Requirements — Select the lines that hold the word "React" and copy each one.

Given data —
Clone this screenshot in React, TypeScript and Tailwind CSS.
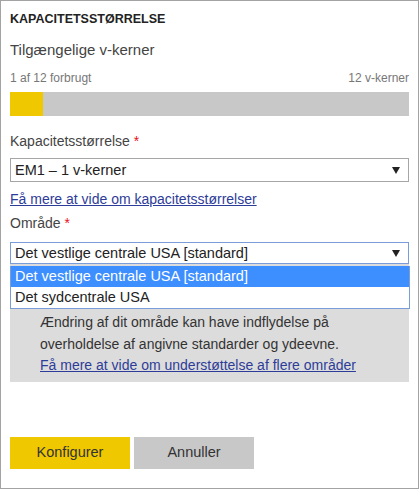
import React from "react";

const FONT = { fontFamily: '"Liberation Sans", Arial, sans-serif' };

function Caret() {
  return (
    <svg width="8" height="7" viewBox="0 0 8 7" className="shrink-0">
      <path d="M0 0 H8 L4 7 Z" fill="#222" />
    </svg>
  );
}

export default function App() {
  return (
    <div
      style={FONT}
      className="relative h-[489px] w-[419px] border border-[#a3a3a3] bg-white px-[9px] text-[#333]"
    >
      <h2 className="pt-[10px] text-[12.5px] font-bold leading-[16px] text-[#222]">
        KAPACITETSSTØRRELSE
      </h2>

      <p className="mt-[13px] text-[15px] leading-[20px] text-[#444]">Tilgængelige v-kerner</p>

      <div className="mt-[10px] flex justify-between text-[12px] leading-[16px] text-[#777]">
        <span>1 af 12 forbrugt</span>
        <span>12 v-kerner</span>
      </div>

      <div className="mt-[6px] flex h-[24px] w-full bg-[#c8c8c8]">
        <div className="w-[33px] bg-[#f0c800]" />
      </div>

      <p className="mt-[15px] text-[14px] leading-[20px] text-[#444]">
        Kapacitetsstørrelse <span className="text-[#e81123]">*</span>
      </p>

      <div className="mt-[7px] flex h-[24px] items-center justify-between border border-[#a6a6a6] pl-[4px] pr-[8px]">
        <span className="text-[14.5px] leading-[20px] text-[#222]">EM1 – 1 v-kerner</span>
        <Caret />
      </div>

      <a className="mt-[7px] block text-[14px] leading-[20px] text-[#2e3c99] underline">
        Få mere at vide om kapacitetsstørrelser
      </a>

      <p className="mt-[4px] text-[14px] leading-[20px] text-[#444]">
        Område <span className="text-[#e81123]">*</span>
      </p>

      <div className="mt-[9px] flex h-[22px] items-center justify-between border border-[#7a9cd9] pl-[4px] pr-[8px]">
        <span className="text-[14.5px] leading-[20px] text-[#222]">Det vestlige centrale USA [standard]</span>
        <Caret />
      </div>

      {/* info panel, its first line lies under the open list */}
      <div className="bg-[#dcdcdc] pb-[7px] pl-[30px] pr-[10px] pt-[47px] text-[14px] leading-[22px] text-[#333]">
        <p>Ændring af dit område kan have indflydelse på overholdelse af angivne standarder og ydeevne.</p>
        <a className="block leading-[20px] text-[#2e3c99] underline">
          Få mere at vide om understøttelse af flere områder
        </a>
      </div>

      <div className="mt-[55px] flex gap-[4px]">
        <button className="h-[32px] w-[120px] bg-[#f0c800] text-[14.5px] text-[#333]">Konfigurer</button>
        <button className="h-[32px] w-[120px] bg-[#c8c8c8] text-[14.5px] text-[#333]">Annuller</button>
      </div>

      {/* open dropdown list */}
      <div className="absolute left-[9px] top-[265px] w-[400px] border border-t-0 border-[#7a9cd9] bg-white text-[14.5px] leading-[21px]">
        <div className="bg-[#3d8eff] pl-[4px] text-white">Det vestlige centrale USA [standard]</div>
        <div className="pl-[4px] text-[#222]">Det sydcentrale USA</div>
      </div>
    </div>
  );
}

Task answer —
Clone this screenshot in React, TypeScript and Tailwind CSS.
import React from "react";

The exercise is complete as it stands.